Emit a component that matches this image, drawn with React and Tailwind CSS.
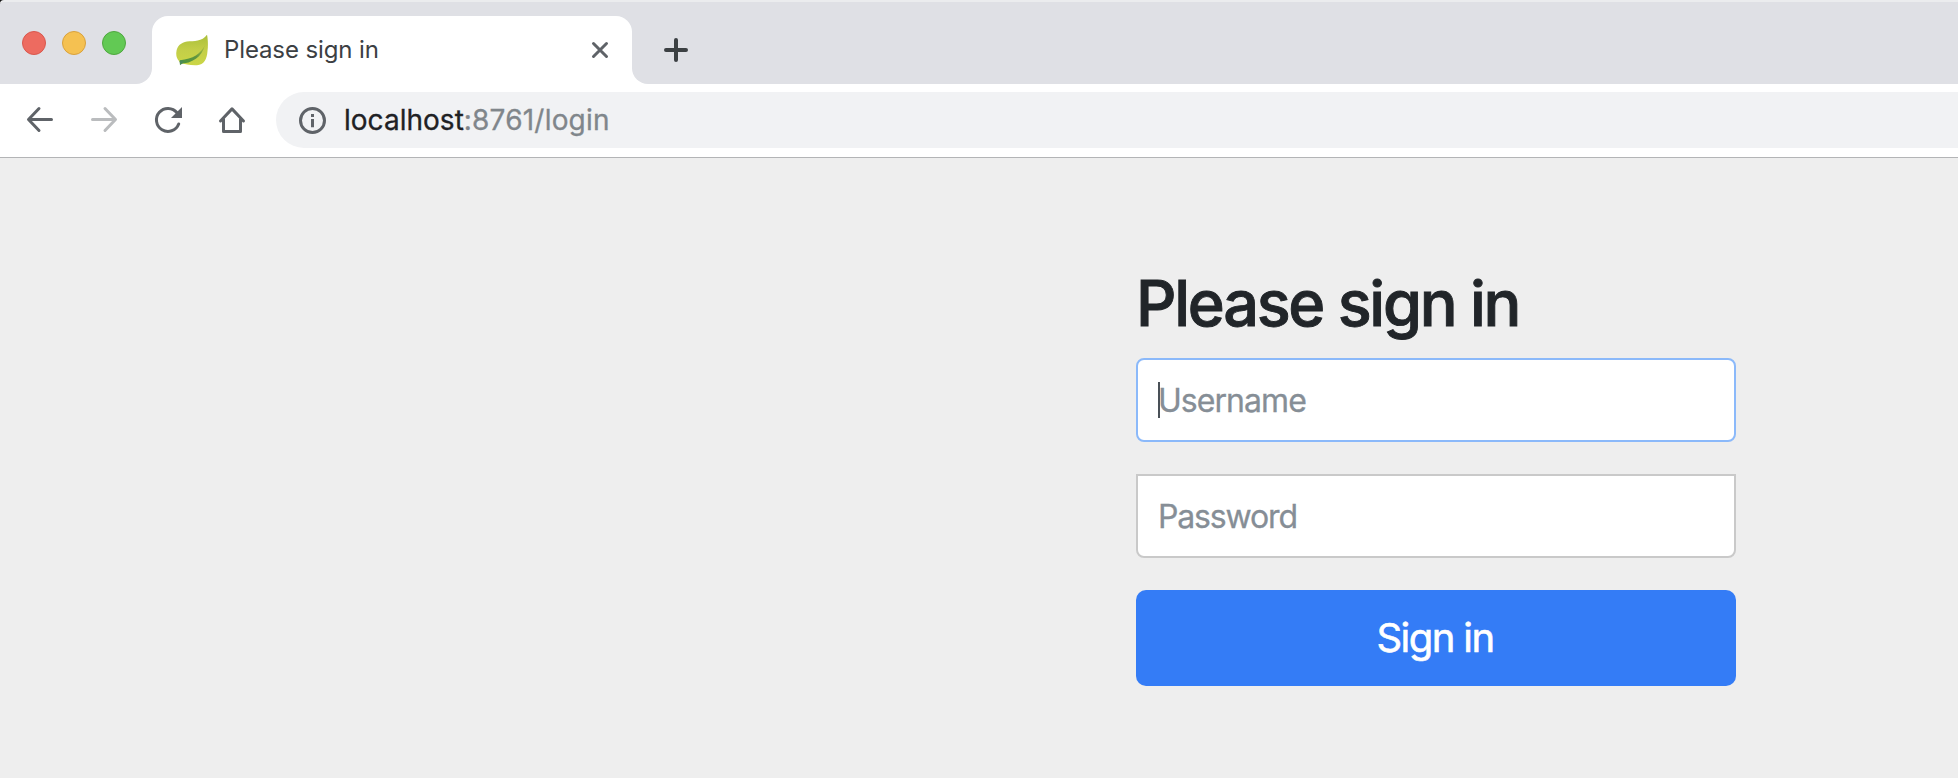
import React from "react";

function NavButton({ label, children, className = "text-[#5f6368]" }) {
  return (
    <button aria-label={label} className={`flex h-14 w-16 items-center justify-center ${className}`}>
      <svg width="32" height="32" viewBox="0 0 32 32" fill="none" stroke="currentColor" strokeWidth="3" strokeLinecap="round" strokeLinejoin="round">
        {children}
      </svg>
    </button>
  );
}

function Leaf() {
  return (
    <svg width="32" height="32" viewBox="0 0 32 32" className="shrink-0">
      <defs>
        <linearGradient id="leaf" x1="0" y1="0" x2="0" y2="1">
          <stop offset="0" stopColor="#aabf3a" />
          <stop offset="0.5" stopColor="#c3ce48" />
          <stop offset="1" stopColor="#cbd646" />
        </linearGradient>
        <linearGradient id="vein" x1="0" y1="1" x2="1" y2="0">
          <stop offset="0" stopColor="#4a9440" />
          <stop offset="0.5" stopColor="#5f9440" />
          <stop offset="1" stopColor="#b4c440" />
        </linearGradient>
      </defs>
      <path d="M31 .8C32 5 32.200 12 31.500 17C31 25 28 31 21 31.200C14 31.600 9 29.500 4.500 29.500L3 27C1 25 0 22 .3 18.500C1 12 5 8.500 11 7.600C18 6.800 26 8 31 .8Z" fill="url(#leaf)" />
      <path d="M29 11C25 19.500 17 25.200 4 26.200L4 29.700C16 29.500 26 23 29 11Z" fill="url(#vein)" />
      <path d="M3.500 26.800L7.500 26.500L6.300 29.600L4 31.300Z" fill="#4a8b58" />
    </svg>
  );
}

function TabStrip() {
  return (
    <div className="bg-[#111111]">
      <header className="flex h-[84px] items-end rounded-tl-[4px] border-t-2 border-[#ebecee] bg-[#dfe0e5]">
        <div className="flex h-[82px] w-[152px] pt-[29px] pl-[22px]">
          <div className="flex gap-4">
            <span className="size-6 rounded-full border border-[#d9574d] bg-[#ed6b60]" />
            <span className="size-6 rounded-full border border-[#d9a13c] bg-[#f5c151]" />
            <span className="size-6 rounded-full border border-[#4fa73f] bg-[#62c954]" />
          </div>
        </div>
        <div className="-ml-4 h-4 w-4 bg-white">
          <div className="h-4 w-4 rounded-br-2xl bg-[#dfe0e5]" />
        </div>
        <div className="flex h-[68px] w-[480px] items-center rounded-t-2xl bg-white pr-4 pl-6">
          <Leaf />
          <span className="ml-4 flex-1 text-[24px] leading-[30px] tracking-[-0.12px] whitespace-nowrap text-[#3c4043]">Please sign in</span>
          <button aria-label="Close tab" className="flex size-8 items-center justify-center">
            <svg width="20" height="20" viewBox="0 0 20 20" stroke="#5f6368" strokeWidth="3" strokeLinecap="round">
              <path d="M3.500 3.500L16.500 16.500M16.500 3.500L3.500 16.500" />
            </svg>
          </button>
        </div>
        <div className="h-4 w-4 bg-white">
          <div className="h-4 w-4 rounded-bl-2xl bg-[#dfe0e5]" />
        </div>
        <button aria-label="New tab" className="mb-[18px] ml-3 flex size-8 items-center justify-center">
          <svg width="24" height="24" viewBox="0 0 24 24" stroke="#3c4043" strokeWidth="4" strokeLinecap="round">
            <path d="M12 2V22M2 12H22" />
          </svg>
        </button>
      </header>
    </div>
  );
}

function Toolbar() {
  return (
    <nav className="flex h-[74px] items-start border-b border-[#b3b4b6] bg-white pt-2 pl-2">
      <NavButton label="Back"><path d="M27.500 15.500H5M15 4.500L4.500 15.500L15 26.500" /></NavButton>
      <NavButton label="Forward" className="text-[#babcbe]"><path d="M4.500 15.500H27M17 4.500L27.500 15.500L17 26.500" /></NavButton>
      <NavButton label="Reload">
        <path d="M26.700 20A11.500 11.500 0 1 1 25 8.800" />
        <path d="M30 3V14H19Z" fill="currentColor" stroke="none" />
      </NavButton>
      <NavButton label="Home"><path d="M4.500 17L16 4.900L27.500 17M7.500 15V27.500H24.500V15" /></NavButton>
      <div className="ml-3 flex h-14 flex-1 items-center rounded-l-full bg-[#f1f2f4] pl-5">
        <svg width="32" height="32" viewBox="0 0 32 32" fill="none" stroke="#5f6368" strokeWidth="3">
          <circle cx="16.500" cy="16.500" r="12" />
          <path d="M16.500 10V13M16.500 15V23.300" />
        </svg>
        <span className="ml-4 text-[28px] leading-[36px] tracking-[0.02px] whitespace-nowrap text-[#202124] [-webkit-text-stroke:0.3px_currentColor]">
          localhost<span className="tracking-[0.2px] text-[#80868b]">:8761/login</span>
        </span>
      </div>
    </nav>
  );
}

export default function App() {
  return (
    <div className="flex h-[778px] w-[1958px] flex-col overflow-hidden bg-[#eeeeee] font-['Inter',sans-serif]">
      <TabStrip />
      <Toolbar />
      <main className="ml-[1136px] w-[600px] pt-[107px]">
        <form className="flex flex-col">
          <h2 className="mb-[17px] h-[76px] text-[63px] leading-[76px] font-medium tracking-[-2.25px] whitespace-nowrap text-[#212529] [-webkit-text-stroke:0.9px_#212529]">Please sign in</h2>
          <div className="relative">
            <input placeholder="Username" className="block h-[84px] w-full rounded-lg border-2 border-[#8bb9fa] bg-white px-5 text-[32px] tracking-[-0.95px] outline-none placeholder:text-[#868e96] placeholder:[-webkit-text-stroke:0.3px_#868e96]" />
            <span className="absolute top-6 left-[22px] h-9 w-0.5 bg-[#495057]" />
          </div>
          <input type="password" placeholder="Password" className="mt-8 block h-[84px] w-full rounded-b-lg border-2 border-[#c9c9c9] bg-white px-5 text-[32px] tracking-[-1.15px] outline-none placeholder:text-[#868e96] placeholder:[-webkit-text-stroke:0.3px_#868e96]" />
          <button type="button" className="mt-8 h-24 rounded-[10px] bg-[#347cf6] pr-0.5 text-[40px] tracking-[-1.6px] text-white [-webkit-text-stroke:0.6px_#fff]">Sign in</button>
        </form>
      </main>
    </div>
  );
}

────────────────────

### Objective:
Output the data exactly. Pictures don't belong in the result.

### Answer to this task:
Emit a component that matches this image, drawn with React and Tailwind CSS.
import React from "react";

function NavButton({ label, children, className = "text-[#5f6368]" }) {
  return (
    <button aria-label={label} className={`flex h-14 w-16 items-center justify-center ${className}`}>
      <svg width="32" height="32" viewBox="0 0 32 32" fill="none" stroke="currentColor" strokeWidth="3" strokeLinecap="round" strokeLinejoin="round">
        {children}
      </svg>
    </button>
  );
}

function Leaf() {
  return (
    <svg width="32" height="32" viewBox="0 0 32 32" className="shrink-0">
      <defs>
        <linearGradient id="leaf" x1="0" y1="0" x2="0" y2="1">
          <stop offset="0" stopColor="#aabf3a" />
          <stop offset="0.5" stopColor="#c3ce48" />
          <stop offset="1" stopColor="#cbd646" />
        </linearGradient>
        <linearGradient id="vein" x1="0" y1="1" x2="1" y2="0">
          <stop offset="0" stopColor="#4a9440" />
          <stop offset="0.5" stopColor="#5f9440" />
          <stop offset="1" stopColor="#b4c440" />
        </linearGradient>
      </defs>
      <path d="M31 .8C32 5 32.200 12 31.500 17C31 25 28 31 21 31.200C14 31.600 9 29.500 4.500 29.500L3 27C1 25 0 22 .3 18.500C1 12 5 8.500 11 7.600C18 6.800 26 8 31 .8Z" fill="url(#leaf)" />
      <path d="M29 11C25 19.500 17 25.200 4 26.200L4 29.700C16 29.500 26 23 29 11Z" fill="url(#vein)" />
      <path d="M3.500 26.800L7.500 26.500L6.300 29.600L4 31.300Z" fill="#4a8b58" />
    </svg>
  );
}

function TabStrip() {
  return (
    <div className="bg-[#111111]">
      <header className="flex h-[84px] items-end rounded-tl-[4px] border-t-2 border-[#ebecee] bg-[#dfe0e5]">
        <div className="flex h-[82px] w-[152px] pt-[29px] pl-[22px]">
          <div className="flex gap-4">
            <span className="size-6 rounded-full border border-[#d9574d] bg-[#ed6b60]" />
            <span className="size-6 rounded-full border border-[#d9a13c] bg-[#f5c151]" />
            <span className="size-6 rounded-full border border-[#4fa73f] bg-[#62c954]" />
          </div>
        </div>
        <div className="-ml-4 h-4 w-4 bg-white">
          <div className="h-4 w-4 rounded-br-2xl bg-[#dfe0e5]" />
        </div>
        <div className="flex h-[68px] w-[480px] items-center rounded-t-2xl bg-white pr-4 pl-6">
          <Leaf />
          <span className="ml-4 flex-1 text-[24px] leading-[30px] tracking-[-0.12px] whitespace-nowrap text-[#3c4043]">Please sign in</span>
          <button aria-label="Close tab" className="flex size-8 items-center justify-center">
            <svg width="20" height="20" viewBox="0 0 20 20" stroke="#5f6368" strokeWidth="3" strokeLinecap="round">
              <path d="M3.500 3.500L16.500 16.500M16.500 3.500L3.500 16.500" />
            </svg>
          </button>
        </div>
        <div className="h-4 w-4 bg-white">
          <div className="h-4 w-4 rounded-bl-2xl bg-[#dfe0e5]" />
        </div>
        <button aria-label="New tab" className="mb-[18px] ml-3 flex size-8 items-center justify-center">
          <svg width="24" height="24" viewBox="0 0 24 24" stroke="#3c4043" strokeWidth="4" strokeLinecap="round">
            <path d="M12 2V22M2 12H22" />
          </svg>
        </button>
      </header>
    </div>
  );
}

function Toolbar() {
  return (
    <nav className="flex h-[74px] items-start border-b border-[#b3b4b6] bg-white pt-2 pl-2">
      <NavButton label="Back"><path d="M27.500 15.500H5M15 4.500L4.500 15.500L15 26.500" /></NavButton>
      <NavButton label="Forward" className="text-[#babcbe]"><path d="M4.500 15.500H27M17 4.500L27.500 15.500L17 26.500" /></NavButton>
      <NavButton label="Reload">
        <path d="M26.700 20A11.500 11.500 0 1 1 25 8.800" />
        <path d="M30 3V14H19Z" fill="currentColor" stroke="none" />
      </NavButton>
      <NavButton label="Home"><path d="M4.500 17L16 4.900L27.500 17M7.500 15V27.500H24.500V15" /></NavButton>
      <div className="ml-3 flex h-14 flex-1 items-center rounded-l-full bg-[#f1f2f4] pl-5">
        <svg width="32" height="32" viewBox="0 0 32 32" fill="none" stroke="#5f6368" strokeWidth="3">
          <circle cx="16.500" cy="16.500" r="12" />
          <path d="M16.500 10V13M16.500 15V23.300" />
        </svg>
        <span className="ml-4 text-[28px] leading-[36px] tracking-[0.02px] whitespace-nowrap text-[#202124] [-webkit-text-stroke:0.3px_currentColor]">
          localhost<span className="tracking-[0.2px] text-[#80868b]">:8761/login</span>
        </span>
      </div>
    </nav>
  );
}

export default function App() {
  return (
    <div className="flex h-[778px] w-[1958px] flex-col overflow-hidden bg-[#eeeeee] font-['Inter',sans-serif]">
      <TabStrip />
      <Toolbar />
      <main className="ml-[1136px] w-[600px] pt-[107px]">
        <form className="flex flex-col">
          <h2 className="mb-[17px] h-[76px] text-[63px] leading-[76px] font-medium tracking-[-2.25px] whitespace-nowrap text-[#212529] [-webkit-text-stroke:0.9px_#212529]">Please sign in</h2>
          <div className="relative">
            <input placeholder="Username" className="block h-[84px] w-full rounded-lg border-2 border-[#8bb9fa] bg-white px-5 text-[32px] tracking-[-0.95px] outline-none placeholder:text-[#868e96] placeholder:[-webkit-text-stroke:0.3px_#868e96]" />
            <span className="absolute top-6 left-[22px] h-9 w-0.5 bg-[#495057]" />
          </div>
          <input type="password" placeholder="Password" className="mt-8 block h-[84px] w-full rounded-b-lg border-2 border-[#c9c9c9] bg-white px-5 text-[32px] tracking-[-1.15px] outline-none placeholder:text-[#868e96] placeholder:[-webkit-text-stroke:0.3px_#868e96]" />
          <button type="button" className="mt-8 h-24 rounded-[10px] bg-[#347cf6] pr-0.5 text-[40px] tracking-[-1.6px] text-white [-webkit-text-stroke:0.6px_#fff]">Sign in</button>
        </form>
      </main>
    </div>
  );
}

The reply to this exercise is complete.